I vividly remember reading The Diary of A Young Girl by Anne Frank when I was about the same age that she was at the time when she recorder her story. I flipped rapidly through the pages of the book identifying with her thoughts. I experience horror thinking about her situation, wondering how I would feel and act if I were ever in the same kind of danger. I cried uncontrollably when I read that she and her family were discovered and sent to a concentration camp. I cried even more when I learned that she did not make it out alive. Her story haunted me and left me wondering what could have possibly led to the evil of those concentration camps where so many innocents died.
I researched the history of Germany to determine how people had been able to look the other way when citizens among them were being rounded up and taken away. I could not imagine what kind of situation would foment such cold blooded disrespect for humanity. I wondered what would have happened to me or members of my family if we had lived in Germany during that time. My grandmother and mother both suffered from mental illness. Would they have been considered unworthy of life? Would my gay and lesbian friends have been rounded up along with the Jews. Would my boldness in speaking out for those being abused have earned me a berth in one of the camps? Would I have been strong enough to criticize what was happening, or would I have looked the other way, pretending not to notice?
I suppose that I never really stopped thinking about that era in Germany. It confounded me that humans were able to be so vile. Then again I realized that history repeats the kinds of horrors that occurred there with regularity. Here in the United States we enslaved people on plantations, sent Native Americans to reservations, segregated the freed slaves, abused Irish, Italian, Eastern European, and Hispanic immigrants, hated Jews, Muslims and all kinds of people for their religious beliefs, treated the LGBTQ community as though they were somehow perverse. Sometimes people from those groups actually died for no other reason than being viewed as different and therefore unworthy of living among us.
It pains my heart to see and hear people categorize entire populations as less than, even criminal. It creates divisions and sometimes wars. Inevitably there are new Anne Franks who are hurt in spite of their innocence. I want to believe that I will always be a voice for them. I want to be the kind of person who will not quietly accept such situations or ever encourage such cruelty.
My father-in-law warns me that my anxieties about the world as it is today will result in my death before his even though he is twenty years older than I am. He urges me to chill and just let things go because ultimately they always work out in the end. He reminds me that Hitler was defeated, the Civil Rights Bill gave all people more freedoms. While this is true I cannot abide by even one person having to endure unfounded hate on the way to what is right. To look the other way and just wait for things to eventually change for the good is not something I am able to do. I have to speak up even if it means losing friends, getting myself in good trouble. If we are all silent then we are complicit in evil and I don’t ever want to be accused of that.
Right now I feel that a swell of hate is washing over the world and it has taken hold aggressively even in the United States of America. So many groups and individuals are being demonized by individuals running for office. Prejudices are being propagandized just as they were in Germany so long ago. I don’t know that the results will be as dire as they were for Anne Frank but there will be great and unnecessary suffering if each of us do not stand up for the worthiness of all people. Silence will result in hurt.
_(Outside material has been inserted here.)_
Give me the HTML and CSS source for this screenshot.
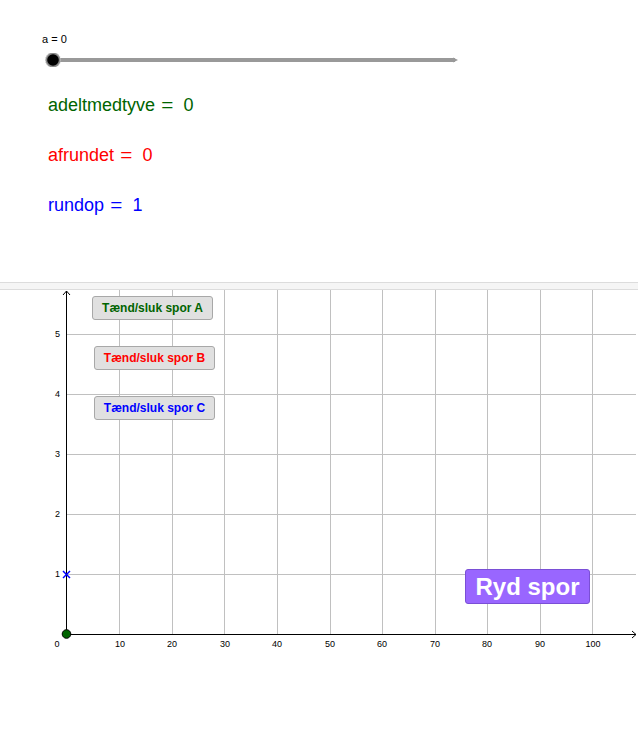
FILE: index.html
```html
<!DOCTYPE html>
<html>
<head>
<meta charset="utf-8">
<link rel="stylesheet" href="styles.css">
</head>
<body>
<div class="algebra">
  <div class="slider-label">a = 0</div>
  <svg class="slider" width="470" height="14" viewBox="0 0 470 14">
    <line x1="53" y1="7" x2="455" y2="7" stroke="#999" stroke-width="4"/>
    <path d="M453 4.5 L458 7 L453 9.5 Z" fill="#999"/>
    <circle cx="53" cy="7" r="7.5" fill="#888" stroke="#bbb" stroke-width="1" stroke-dasharray="1.5 1"/>
    <circle cx="53" cy="7" r="5.8" fill="#000"/>
  </svg>
  <div class="expr green">adeltmedtyve<span class="eq">=</span>0</div>
  <div class="expr red">afrundet<span class="eq">=</span>0</div>
  <div class="expr blue">rundop<span class="eq">=</span>1</div>
</div>
<div class="divider"></div>
<div class="graph">
  <svg class="canvas" width="638" height="446" viewBox="0 0 638 446">
    <g stroke="#c0c0c0" stroke-width="1">
      <line x1="119.5" y1="0" x2="119.5" y2="344"/>
      <line x1="172.5" y1="0" x2="172.5" y2="344"/>
      <line x1="224.5" y1="0" x2="224.5" y2="344"/>
      <line x1="277.5" y1="0" x2="277.5" y2="344"/>
      <line x1="330.5" y1="0" x2="330.5" y2="344"/>
      <line x1="382.5" y1="0" x2="382.5" y2="344"/>
      <line x1="435.5" y1="0" x2="435.5" y2="344"/>
      <line x1="487.5" y1="0" x2="487.5" y2="344"/>
      <line x1="540.5" y1="0" x2="540.5" y2="344"/>
      <line x1="592.5" y1="0" x2="592.5" y2="344"/>
      <line x1="66" y1="44.5" x2="636" y2="44.5"/>
      <line x1="66" y1="104.5" x2="636" y2="104.5"/>
      <line x1="66" y1="164.5" x2="636" y2="164.5"/>
      <line x1="66" y1="224.5" x2="636" y2="224.5"/>
      <line x1="66" y1="284.5" x2="636" y2="284.5"/>
    </g>
    <g stroke="#000" stroke-width="1" fill="none">
      <line x1="66.5" y1="1" x2="66.5" y2="344"/>
      <path d="M63 5 L66.5 1 L70 5"/>
      <line x1="66" y1="344.5" x2="636" y2="344.5"/>
      <path d="M632 341 L636 344.5 L632 348"/>
    </g>
    <g class="ticks" font-family="Liberation Sans, Arial, sans-serif" font-size="9" fill="#000" text-anchor="middle">
      <text x="57" y="357">0</text>
      <text x="120" y="357">10</text>
      <text x="172" y="357">20</text>
      <text x="225" y="357">30</text>
      <text x="277" y="357">40</text>
      <text x="330" y="357">50</text>
      <text x="382" y="357">60</text>
      <text x="435" y="357">70</text>
      <text x="487" y="357">80</text>
      <text x="540" y="357">90</text>
      <text x="593" y="357">100</text>
    </g>
    <g font-family="Liberation Sans, Arial, sans-serif" font-size="9" fill="#000" text-anchor="end">
      <text x="60" y="287">1</text>
      <text x="60" y="227">2</text>
      <text x="60" y="167">3</text>
      <text x="60" y="107">4</text>
      <text x="60" y="47">5</text>
    </g>
    <g stroke="#0000ff" stroke-width="1.5">
      <line x1="63" y1="281" x2="70" y2="288"/>
      <line x1="70" y1="281" x2="63" y2="288"/>
    </g>
    <circle cx="66.5" cy="344" r="4.3" fill="#006400" stroke="#000" stroke-width="1"/>
  </svg>
  <button class="toggle btn-a">Tænd/sluk spor A</button>
  <button class="toggle btn-b">Tænd/sluk spor B</button>
  <button class="toggle btn-c">Tænd/sluk spor C</button>
  <button class="clear">Ryd spor</button>
</div>
</body>
</html>
```
FILE: styles.css
```css
html, body {
  margin: 0;
  padding: 0;
  background: #fff;
}
body {
  width: 638px;
  height: 736px;
  overflow: hidden;
  font-family: "Liberation Sans", Arial, sans-serif;
}
.algebra {
  height: 282px;
  display: flex;
  flex-direction: column;
  padding-top: 33px;
  box-sizing: border-box;
}
.slider-label {
  font-size: 11px;
  line-height: 13px;
  margin-left: 42px;
  color: #000;
}
.slider {
  display: block;
  margin-top: 7px;
}
.slider + .expr {
  margin-top: 13px;
}
.expr {
  margin-left: 48px;
  font-size: 18px;
  line-height: 50px;
  font-family: "Liberation Sans", Arial, sans-serif;
}
.eq {
  display: inline-block;
  transform: scaleX(1.15);
  margin: 0 11px 0 7px;
}
.green { color: #006400; }
.red { color: #ff0000; }
.blue { color: #0000ff; }
.divider {
  height: 6px;
  background: #f5f5f5;
  border-top: 1px solid #dcdcdc;
  border-bottom: 1px solid #dcdcdc;
}
.graph {
  position: relative;
  height: 446px;
}
.canvas {
  display: block;
}
.toggle {
  position: absolute;
  height: 24px;
  width: 121px;
  padding: 0;
  background: #e0e0e0;
  border: 1px solid #a8a8a8;
  border-radius: 3px;
  font-family: "Liberation Sans", Arial, sans-serif;
  font-weight: bold;
  font-size: 12px;
  box-sizing: border-box;
}
.btn-a { left: 92px; top: 6px; color: #006400; }
.btn-b { left: 94px; top: 56px; color: #ff0000; }
.btn-c { left: 94px; top: 106px; color: #0000ff; }
.clear {
  position: absolute;
  left: 465px;
  top: 279px;
  width: 125px;
  height: 35px;
  padding: 0;
  box-sizing: border-box;
  background: #9966ff;
  border: 1px solid #7a4fd6;
  border-radius: 3px;
  color: #fff;
  font-family: "Liberation Sans", Arial, sans-serif;
  font-weight: bold;
  font-size: 24px;
}
```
Many are living in social media echo chambers these days. If they only watch Fox News 24/7 or only talk with like minded people they may not even realize how horrific the situation is. I have seen it firsthand. I have heard the digs. I have even been appalled in hearing that God has sent some of the people to rid us of certain members of our society. This sends a cold chill down my spine.
I want more than anything to believe that good people are being misled. I do not want to believe that they would be okay rounding up individuals and putting them in camps. I want to think that they truly understand the value of each person and their rights to live and believe differently. I long to know that they do not wish any harm to anyone, but somehow they have been led to believe that these “others” are dangerous.
I say to everyone that we have to choose our leaders wisely in this moment. If we fail to grasp the seriousness of our coming election our descendants may one day be wondering how we could have been fooled into following the evil path of condemning people with labels and lies. We must look to a better future, not a darker one. We must vote for joy and love and freedom. Kamala Harris and Tim Walz are at the top of the ballot of hope. Voting for them will demonstrate that Americans will never allow hate to rule.